The Corner

If There Ever Were a Place for Standing on Principle, It’s Cuba

I’m still on the fence about the idea of unraveling the Cuban embargo, but over at WaPo Dan Drezner makes the most concise, convincing case I’ve seen.

But I’m not sold. Because even as he argues that over the medium term, normalization will (marginally) increase the chances of liberalization in Cuba (Drezner guesses “maybe from 2 percent to 10 percent”), he yields that the immediate effect will be to “extend the Cuban government’s ability to survive, not hasten its demise.” That’s because the Castros will most certainly direct new trade inflows to shore up internal support and reward loyalists.

Now I’m with Charles Lane and others in thinking that the embargo, while basically ineffectual, is nevertheless important as a matter of principle. So the question becomes: Why crap out on a half-century-old, principled stand, and reward human-rights-abusing evildoers, for that little upside? In the very least, why not wait until the Castros join the People’s Putrefaction Army before you cave? Why give Beardie McMarxis the last laugh?

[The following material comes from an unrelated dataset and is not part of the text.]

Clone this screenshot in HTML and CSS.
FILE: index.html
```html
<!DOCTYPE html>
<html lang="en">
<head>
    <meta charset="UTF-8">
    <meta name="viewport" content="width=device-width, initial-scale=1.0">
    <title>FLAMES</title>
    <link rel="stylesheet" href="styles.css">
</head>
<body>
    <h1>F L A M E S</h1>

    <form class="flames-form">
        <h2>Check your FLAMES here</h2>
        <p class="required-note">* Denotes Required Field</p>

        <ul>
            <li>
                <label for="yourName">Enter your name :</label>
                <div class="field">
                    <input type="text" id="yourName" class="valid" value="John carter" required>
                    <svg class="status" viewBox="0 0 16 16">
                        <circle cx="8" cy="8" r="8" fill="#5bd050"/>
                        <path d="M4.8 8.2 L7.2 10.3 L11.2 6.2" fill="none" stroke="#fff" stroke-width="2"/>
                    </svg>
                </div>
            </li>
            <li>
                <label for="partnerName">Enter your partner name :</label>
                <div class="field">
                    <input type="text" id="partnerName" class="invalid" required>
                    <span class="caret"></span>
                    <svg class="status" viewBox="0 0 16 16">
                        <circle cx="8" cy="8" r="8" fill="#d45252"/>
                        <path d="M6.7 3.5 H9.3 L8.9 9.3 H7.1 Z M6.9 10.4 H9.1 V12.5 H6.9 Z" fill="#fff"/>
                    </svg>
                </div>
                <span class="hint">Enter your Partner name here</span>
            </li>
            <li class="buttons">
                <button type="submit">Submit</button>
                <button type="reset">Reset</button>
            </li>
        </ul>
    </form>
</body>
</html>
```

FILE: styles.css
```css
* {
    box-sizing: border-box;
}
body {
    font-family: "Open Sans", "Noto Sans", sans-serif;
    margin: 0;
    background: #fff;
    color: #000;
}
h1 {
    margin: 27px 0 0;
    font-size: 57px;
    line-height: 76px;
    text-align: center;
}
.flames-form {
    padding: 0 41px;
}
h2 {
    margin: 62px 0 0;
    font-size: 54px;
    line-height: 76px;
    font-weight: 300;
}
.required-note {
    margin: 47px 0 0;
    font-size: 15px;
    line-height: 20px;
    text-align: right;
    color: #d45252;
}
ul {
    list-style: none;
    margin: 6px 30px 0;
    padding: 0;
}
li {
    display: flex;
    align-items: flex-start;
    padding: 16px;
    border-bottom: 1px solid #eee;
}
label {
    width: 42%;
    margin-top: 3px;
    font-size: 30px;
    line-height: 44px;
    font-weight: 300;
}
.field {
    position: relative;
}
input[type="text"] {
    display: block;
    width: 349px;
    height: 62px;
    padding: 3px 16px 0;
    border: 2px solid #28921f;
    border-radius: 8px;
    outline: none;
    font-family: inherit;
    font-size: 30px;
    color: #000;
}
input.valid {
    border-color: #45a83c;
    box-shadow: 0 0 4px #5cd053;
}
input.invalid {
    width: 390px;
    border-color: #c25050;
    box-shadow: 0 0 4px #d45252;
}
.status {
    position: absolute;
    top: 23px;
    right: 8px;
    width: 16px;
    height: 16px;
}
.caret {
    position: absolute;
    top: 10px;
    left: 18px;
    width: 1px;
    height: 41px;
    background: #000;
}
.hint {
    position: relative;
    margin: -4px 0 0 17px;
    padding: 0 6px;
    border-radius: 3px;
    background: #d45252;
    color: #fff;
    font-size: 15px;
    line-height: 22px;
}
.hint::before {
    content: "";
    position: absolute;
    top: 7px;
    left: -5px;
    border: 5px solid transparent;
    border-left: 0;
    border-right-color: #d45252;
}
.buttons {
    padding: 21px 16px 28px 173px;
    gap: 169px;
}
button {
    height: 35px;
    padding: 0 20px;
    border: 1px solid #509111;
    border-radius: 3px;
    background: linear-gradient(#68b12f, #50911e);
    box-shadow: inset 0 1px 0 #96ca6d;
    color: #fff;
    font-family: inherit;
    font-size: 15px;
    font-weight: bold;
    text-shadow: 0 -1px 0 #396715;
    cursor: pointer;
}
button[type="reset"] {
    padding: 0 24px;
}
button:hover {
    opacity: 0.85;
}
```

Drezner rejects that premise for the same reasons I’ve seen deployed by just about every lefty with three credit hours of poli-sci and a Twitter account. The short version of which is: “The embargo is hypocritical because Saudi Arabia.”

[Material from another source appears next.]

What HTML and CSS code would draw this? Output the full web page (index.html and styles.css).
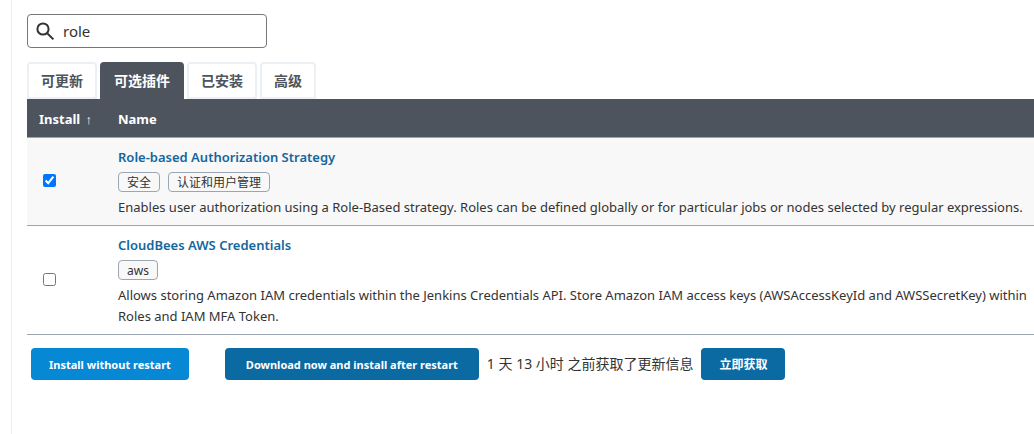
FILE: index.html
```html
<!doctype html>
<html lang="zh-CN">
<head>
	<meta charset="UTF-8">
	<title>插件管理</title>
	<link rel="stylesheet" href="styles.css">
</head>
<body>
	<div id="main-panel">
		<div class="search">
			<svg viewBox="0 0 20 20" width="20" height="20" aria-hidden="true">
				<circle cx="8" cy="8" r="5.6"></circle>
				<path d="M12.2 12.2L18.4 18.4"></path>
			</svg>
			<input type="text" id="filter-box" value="role" aria-label="搜索">
		</div>
		<div class="tabs">
			<a href="#updates">可更新</a>
			<a href="#available" class="active">可选插件</a>
			<a href="#installed">已安装</a>
			<a href="#advanced">高级</a>
		</div>
		<table id="plugins">
			<thead>
				<tr>
					<th class="check">Install <span class="arrow">↑</span></th>
					<th>Name</th>
				</tr>
			</thead>
			<tbody>
				<tr class="odd">
					<td class="check"><input type="checkbox" aria-labelledby="p1" checked></td>
					<td>
						<a class="title" id="p1" href="#role-strategy">Role-based Authorization Strategy</a>
						<div class="labels">
							<a href="#security">安全</a>
							<a href="#user">认证和用户管理</a>
						</div>
						<div class="excerpt">Enables user authorization using a Role-Based strategy. Roles can be defined globally or for particular jobs or nodes selected by regular expressions.</div>
					</td>
				</tr>
				<tr>
					<td class="check"><input type="checkbox" aria-labelledby="p2"></td>
					<td>
						<a class="title" id="p2" href="#aws-credentials">CloudBees AWS Credentials</a>
						<div class="labels">
							<a href="#aws">aws</a>
						</div>
						<div class="excerpt">Allows storing Amazon IAM credentials within the Jenkins Credentials API. Store Amazon IAM access keys (AWSAccessKeyId and AWSSecretKey) within<br>Roles and IAM MFA Token.</div>
					</td>
				</tr>
			</tbody>
		</table>
		<div class="bottom">
			<button type="button" class="primary">Install without restart</button>
			<button type="button" class="download">Download now and install after restart</button>
			<span class="info">1 天 13 小时 之前获取了更新信息</span>
			<button type="button" class="check-now">立即获取</button>
		</div>
	</div>
</body>
</html>
```

FILE: styles.css
```css
*{
	box-sizing: border-box;
}
body{
	margin: 0;
	background-color: #fff;
	color: #333;
	font-family: "Noto Sans", "Noto Sans CJK SC", sans-serif;
	font-size: 13px;
	line-height: 21px;
}
a{
	text-decoration: none;
}
#main-panel{
	min-height: 100vh;
	margin-left: 11px;
	padding: 14px 0 0 15px;
	border-left: 1px solid #eee;
	overflow: hidden;
}
.search{
	display: flex;
	align-items: center;
	width: 240px;
	height: 34px;
	padding: 0 7px;
	border: 1px solid #777;
	border-radius: 4px;
}
.search svg{
	flex: none;
	fill: none;
	stroke: #333;
	stroke-width: 2;
}
.search input{
	flex: 1;
	min-width: 0;
	margin-left: 8px;
	padding: 0;
	border: 0;
	outline: 0;
	background: none;
	color: #333;
	font-family: inherit;
	font-size: 15px;
}
.tabs{
	display: flex;
	gap: 3px;
	margin-top: 14px;
}
.tabs a{
	height: 37px;
	padding: 6px 12px;
	border: 2px solid #ebf0f4;
	border-radius: 4px 4px 0 0;
	color: #4d545d;
	font-size: 14px;
	font-weight: bold;
}
.tabs .active{
	border-color: #4d545d;
	background-color: #4d545d;
	color: #fff;
}
#plugins{
	width: 100%;
	border-spacing: 0;
}
#plugins th{
	height: 39px;
	padding: 2px 12px 0;
	border-bottom: 1px solid #9ba6b2;
	background-color: #4d545d;
	color: #fff;
	line-height: 20px;
	text-align: left;
	white-space: nowrap;
}
#plugins .arrow{
	margin-left: 2px;
	font-family: "Liberation Sans", sans-serif;
}
#plugins td{
	padding: 9px 0 7px 12px;
	border-bottom: 1px solid #9ba6b2;
}
#plugins .odd td{
	background-color: #f8f8f8;
}
#plugins .check{
	width: 79px;
	padding-right: 0;
}
#plugins td.check{
	padding: 0 0 2px 16px;
}
#plugins input{
	display: block;
	width: 13px;
	height: 13px;
	margin: 0;
}
.title{
	display: block;
	color: #14669e;
	font-weight: 600;
}
.labels{
	display: flex;
	gap: 8px;
	margin: 4px 0 5px;
}
.labels a{
	height: 20px;
	padding: 1px 8px 0;
	border: 1px solid #9ba6b2;
	border-radius: 4px;
	background-color: #f8f8f8;
	color: #333;
	font-size: 12px;
	line-height: 18px;
}
.excerpt{
	white-space: nowrap;
}
.bottom{
	display: flex;
	align-items: center;
	padding: 13px 4px;
}
.bottom button{
	height: 32px;
	padding: 0 18px;
	border: 0;
	border-radius: 4px;
	background-color: #0b6aa2;
	color: #fff;
	font-family: inherit;
	font-size: 11px;
	font-weight: bold;
}
.bottom .primary{
	margin-right: 36px;
	background-color: #0688d5;
}
.bottom .download{
	min-width: 254px;
}
.bottom .check-now{
	font-size: 12px;
}
.info{
	margin: 0 8px;
	padding-bottom: 2px;
	font-size: 14px;
}
```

But Drezner actually undermines this argument elsewhere in the post. In explaining why it’s wrong to compare the prospect of normalization with Cuba to the prospect of normalization with another bad actor like North Korea, he writes that “North Korea poses a serious security risk far beyond its human rights debacle. Its nuclear program makes the country a clear threat to key U.S. treaty allies.” In other words, you don’t deal with a major strategic threat in a region vital to U.S. interests the same way you deal with a octogenarian Commie in your backyard.

But of course that cuts both ways. You strike an alliance with a Saudi regime with a less-than-stellar human rights record because it’s surrounded by strategic threats in a region vital to U.S. interests. Cuba, by contrast, is parked in the middle of an American lake. We’ve had the run of the hemisphere for 120 years. If ever there’s a place where realist considerations leave room for taking a stand for liberty — even a largely symbolic one — it’s there.